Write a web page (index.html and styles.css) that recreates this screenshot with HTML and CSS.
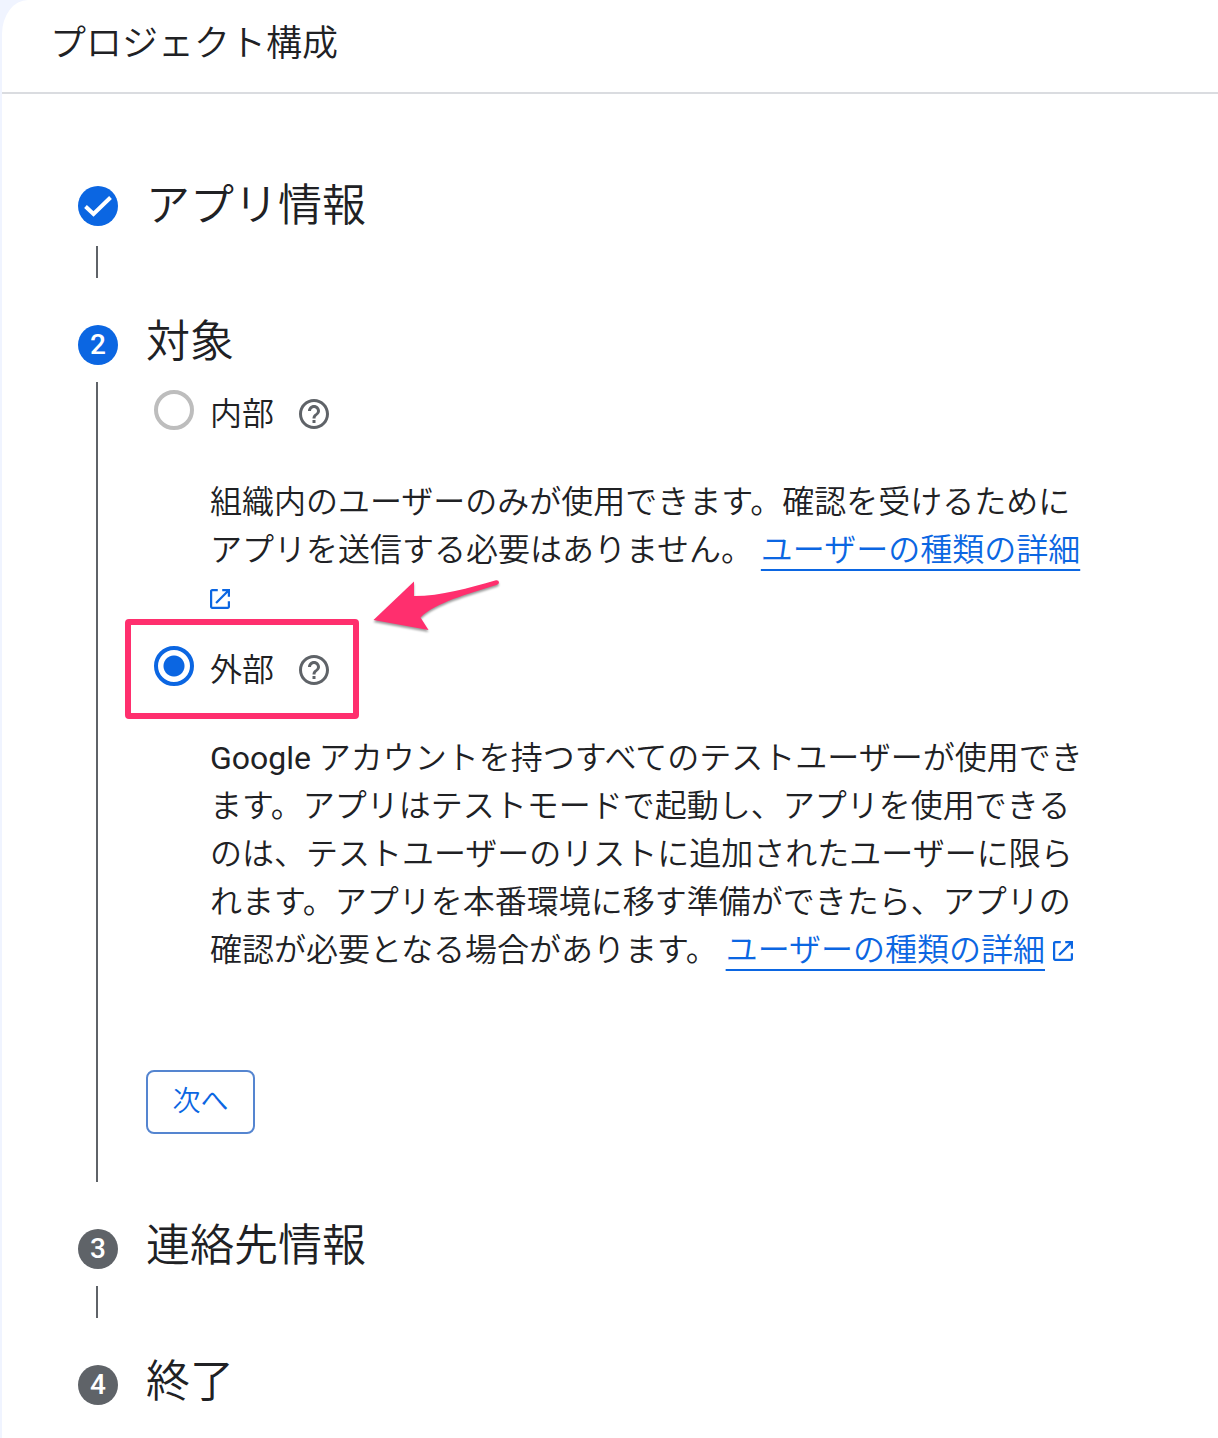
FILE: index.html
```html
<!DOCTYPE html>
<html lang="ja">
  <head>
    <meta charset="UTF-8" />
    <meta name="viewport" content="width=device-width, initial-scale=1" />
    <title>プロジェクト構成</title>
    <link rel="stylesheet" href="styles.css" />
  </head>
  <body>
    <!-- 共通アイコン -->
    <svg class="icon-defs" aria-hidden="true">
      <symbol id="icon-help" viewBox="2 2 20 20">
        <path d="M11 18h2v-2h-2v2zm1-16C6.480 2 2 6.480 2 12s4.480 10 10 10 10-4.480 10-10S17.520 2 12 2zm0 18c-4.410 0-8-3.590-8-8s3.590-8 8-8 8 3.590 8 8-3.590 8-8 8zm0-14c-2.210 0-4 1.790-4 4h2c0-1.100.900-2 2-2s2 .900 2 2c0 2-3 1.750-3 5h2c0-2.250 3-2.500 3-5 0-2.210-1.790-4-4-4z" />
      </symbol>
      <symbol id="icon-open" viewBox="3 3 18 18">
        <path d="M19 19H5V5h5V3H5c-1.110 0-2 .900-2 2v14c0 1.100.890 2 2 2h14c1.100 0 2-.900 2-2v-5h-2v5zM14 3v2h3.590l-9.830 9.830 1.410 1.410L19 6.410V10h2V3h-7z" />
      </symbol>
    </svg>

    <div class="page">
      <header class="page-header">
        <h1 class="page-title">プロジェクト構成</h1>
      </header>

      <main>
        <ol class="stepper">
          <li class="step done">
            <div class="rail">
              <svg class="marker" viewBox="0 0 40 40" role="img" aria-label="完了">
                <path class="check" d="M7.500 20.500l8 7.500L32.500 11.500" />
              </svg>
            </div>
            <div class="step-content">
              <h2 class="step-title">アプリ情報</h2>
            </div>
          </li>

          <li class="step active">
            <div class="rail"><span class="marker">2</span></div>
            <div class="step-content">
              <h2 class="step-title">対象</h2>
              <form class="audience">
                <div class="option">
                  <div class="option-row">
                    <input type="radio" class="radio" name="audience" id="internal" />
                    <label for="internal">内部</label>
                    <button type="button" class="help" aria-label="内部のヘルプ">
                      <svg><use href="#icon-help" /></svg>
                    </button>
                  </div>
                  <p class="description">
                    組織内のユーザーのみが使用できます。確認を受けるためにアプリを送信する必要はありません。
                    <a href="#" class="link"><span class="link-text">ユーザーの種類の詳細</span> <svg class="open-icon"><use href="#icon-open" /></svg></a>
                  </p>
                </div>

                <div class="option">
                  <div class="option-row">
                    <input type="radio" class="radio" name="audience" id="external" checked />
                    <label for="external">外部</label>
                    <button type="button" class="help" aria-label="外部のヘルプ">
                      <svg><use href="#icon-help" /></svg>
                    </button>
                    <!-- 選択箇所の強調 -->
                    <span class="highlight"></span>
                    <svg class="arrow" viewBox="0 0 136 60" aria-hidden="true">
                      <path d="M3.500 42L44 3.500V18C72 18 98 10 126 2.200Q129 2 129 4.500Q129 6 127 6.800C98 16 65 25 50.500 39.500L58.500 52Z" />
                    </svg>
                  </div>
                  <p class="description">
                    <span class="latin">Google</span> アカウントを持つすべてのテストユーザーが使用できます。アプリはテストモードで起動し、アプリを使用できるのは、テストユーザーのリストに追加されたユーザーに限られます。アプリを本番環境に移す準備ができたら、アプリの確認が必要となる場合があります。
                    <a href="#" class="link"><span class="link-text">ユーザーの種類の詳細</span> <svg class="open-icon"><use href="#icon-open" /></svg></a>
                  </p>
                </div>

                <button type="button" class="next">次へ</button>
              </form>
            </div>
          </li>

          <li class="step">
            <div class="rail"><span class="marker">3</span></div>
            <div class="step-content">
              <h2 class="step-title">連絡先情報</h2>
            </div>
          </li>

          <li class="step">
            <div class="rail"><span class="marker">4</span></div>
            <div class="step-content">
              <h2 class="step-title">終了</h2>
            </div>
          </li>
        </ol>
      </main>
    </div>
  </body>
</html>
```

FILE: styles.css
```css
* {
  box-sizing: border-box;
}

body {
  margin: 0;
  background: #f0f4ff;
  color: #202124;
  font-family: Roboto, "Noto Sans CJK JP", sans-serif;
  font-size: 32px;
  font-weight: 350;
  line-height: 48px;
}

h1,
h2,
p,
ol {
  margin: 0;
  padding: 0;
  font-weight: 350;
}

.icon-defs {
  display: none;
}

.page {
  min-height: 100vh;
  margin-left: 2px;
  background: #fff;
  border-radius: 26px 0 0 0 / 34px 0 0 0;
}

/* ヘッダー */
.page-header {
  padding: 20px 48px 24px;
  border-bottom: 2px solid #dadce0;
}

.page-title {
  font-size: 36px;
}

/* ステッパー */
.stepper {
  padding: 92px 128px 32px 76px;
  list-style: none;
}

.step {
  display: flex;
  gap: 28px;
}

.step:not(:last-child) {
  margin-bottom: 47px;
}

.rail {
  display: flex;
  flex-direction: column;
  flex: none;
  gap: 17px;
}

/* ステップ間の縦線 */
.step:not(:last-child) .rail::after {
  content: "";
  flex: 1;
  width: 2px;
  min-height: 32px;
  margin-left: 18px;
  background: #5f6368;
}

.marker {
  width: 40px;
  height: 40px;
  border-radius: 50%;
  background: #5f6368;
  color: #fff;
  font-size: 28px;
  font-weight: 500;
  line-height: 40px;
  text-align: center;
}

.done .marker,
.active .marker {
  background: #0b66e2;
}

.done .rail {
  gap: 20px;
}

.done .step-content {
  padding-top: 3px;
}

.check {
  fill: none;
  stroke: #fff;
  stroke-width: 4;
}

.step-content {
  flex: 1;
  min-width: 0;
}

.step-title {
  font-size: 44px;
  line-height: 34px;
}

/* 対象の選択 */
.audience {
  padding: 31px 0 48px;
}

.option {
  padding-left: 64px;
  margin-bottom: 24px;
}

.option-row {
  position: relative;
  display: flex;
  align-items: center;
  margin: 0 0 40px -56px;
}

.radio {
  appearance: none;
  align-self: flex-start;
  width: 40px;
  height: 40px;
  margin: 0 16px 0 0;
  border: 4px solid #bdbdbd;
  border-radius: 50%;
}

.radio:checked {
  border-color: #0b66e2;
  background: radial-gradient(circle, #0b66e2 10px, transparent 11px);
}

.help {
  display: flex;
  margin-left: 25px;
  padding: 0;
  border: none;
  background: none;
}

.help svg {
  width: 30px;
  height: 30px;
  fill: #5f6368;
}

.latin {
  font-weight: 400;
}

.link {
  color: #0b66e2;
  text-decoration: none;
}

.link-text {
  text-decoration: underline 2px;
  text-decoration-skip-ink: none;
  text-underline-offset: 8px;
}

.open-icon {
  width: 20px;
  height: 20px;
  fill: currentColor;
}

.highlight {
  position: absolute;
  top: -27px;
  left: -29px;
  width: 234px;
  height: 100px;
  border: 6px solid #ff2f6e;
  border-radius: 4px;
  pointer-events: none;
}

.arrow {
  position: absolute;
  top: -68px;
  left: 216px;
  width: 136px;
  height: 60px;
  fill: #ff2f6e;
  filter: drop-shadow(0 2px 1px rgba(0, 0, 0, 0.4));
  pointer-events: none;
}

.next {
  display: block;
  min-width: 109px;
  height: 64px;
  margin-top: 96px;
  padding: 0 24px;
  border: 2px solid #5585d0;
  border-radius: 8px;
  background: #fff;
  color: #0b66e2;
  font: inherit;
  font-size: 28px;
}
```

● ● ● ●

◆ What the task asks ◆
Look over the listing. Pull out every line with the string "styles" in it.

◆ Full output ◆
Write a web page (index.html and styles.css) that recreates this screenshot with HTML and CSS.
    <link rel="stylesheet" href="styles.css" />
FILE: styles.css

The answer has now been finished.